>> START Data shown

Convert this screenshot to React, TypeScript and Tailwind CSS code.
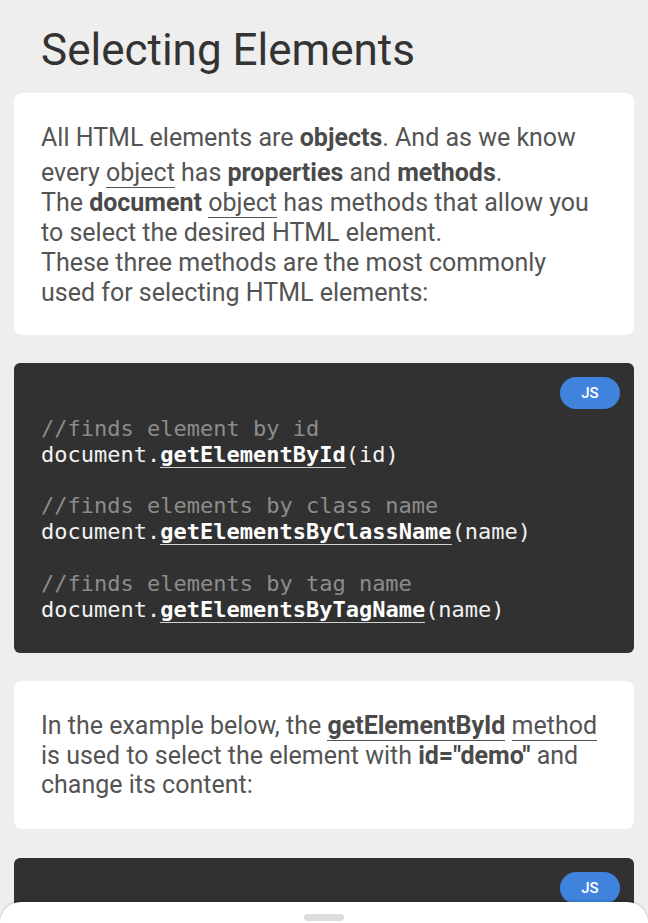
import React from 'react';

const mono = { fontFamily: '"DejaVu Sans Mono", "Liberation Mono", monospace' };

function Badge() {
    return (
        <div className="flex justify-end">
            <span className="flex h-[32px] w-[60px] items-center justify-center rounded-full bg-[#3f83dd] text-[15px] font-medium text-white">
                JS
            </span>
        </div>
    );
}

function Method({ children }: { children: React.ReactNode }) {
    return <span className="font-bold text-white border-b border-[#cfcfcf]">{children}</span>;
}

function Line({ children, className = '' }: { children: React.ReactNode; className?: string }) {
    return <div className={`whitespace-nowrap ${className}`}>{children}</div>;
}

function U({ children }: { children: React.ReactNode }) {
    return <span className="border-b border-[#555]">{children}</span>;
}

export default function App() {
    return (
        <div
            className="min-h-screen bg-[#eeeeee] px-[14px] pb-10"
            style={{ fontFamily: 'Roboto, "Noto Sans", sans-serif' }}
        >
            <h1 className="pl-[27px] pt-[24px] pb-[17px] text-[44px] leading-[52px] text-[#333333]">
                Selecting Elements
            </h1>

            <div className="rounded-[8px] bg-white pl-[27px] pt-[30px] pb-[27px] text-[25px] leading-[30px] text-[#545454]">
                <Line>All HTML elements are <b className="text-[#4a4a4a]">objects</b>. And as we know</Line>
                <Line className="mt-[5px]">every <U>object</U> has <b className="text-[#4a4a4a]">properties</b> and <b className="text-[#4a4a4a]">methods</b>.</Line>
                <Line>The <b className="text-[#4a4a4a]">document</b> <U>object</U> has methods that allow you</Line>
                <Line>to select the desired HTML element.</Line>
                <Line>These three methods are the most commonly</Line>
                <Line>used for selecting HTML elements:</Line>
            </div>

            <div className="mt-[28px] rounded-[6px] bg-[#313131] pt-[14px] pr-[14px] pb-[31px]">
                <Badge />
                <div className="mt-[7px] pl-[27px] text-[22px] leading-[25.8px] text-[#f2f2f2]" style={mono}>
                    <Line className="text-[#8c8c8c]">//finds element by id</Line>
                    <Line>document.<Method>getElementById</Method>(id)</Line>
                    <Line>&nbsp;</Line>
                    <Line className="text-[#8c8c8c]">//finds elements by class name</Line>
                    <Line>document.<Method>getElementsByClassName</Method>(name)</Line>
                    <Line>&nbsp;</Line>
                    <Line className="text-[#8c8c8c]">//finds elements by tag name</Line>
                    <Line>document.<Method>getElementsByTagName</Method>(name)</Line>
                </div>
            </div>

            <div className="mt-[28px] rounded-[8px] bg-white pl-[27px] pt-[30px] pb-[29px] text-[25px] leading-[29.5px] text-[#545454]">
                <Line>In the example below, the <b className="text-[#4a4a4a]"><U>getElementById</U></b> <U>method</U></Line>
                <Line>is used to select the element with <b className="text-[#4a4a4a]">id="demo"</b> and</Line>
                <Line>change its content:</Line>
            </div>

            <div className="mt-[29px] h-[200px] rounded-[6px] bg-[#313131] pt-[14px] pr-[14px]">
                <Badge />
            </div>

            <div className="fixed bottom-0 left-0 right-0 h-[21px] rounded-t-[22px] bg-white shadow-[0_-1px_3px_rgba(0,0,0,0.15)]">
                <div className="mx-auto mt-[12px] h-[7px] w-[40px] rounded-full bg-[#dcdcdc]" />
            </div>
        </div>
    );
}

>> END Data shown

• Given request: Show each line holding the word "React".

• Written solution:
Convert this screenshot to React, TypeScript and Tailwind CSS code.
import React from 'react';
function Method({ children }: { children: React.ReactNode }) {
function Line({ children, className = '' }: { children: React.ReactNode; className?: string }) {
function U({ children }: { children: React.ReactNode }) {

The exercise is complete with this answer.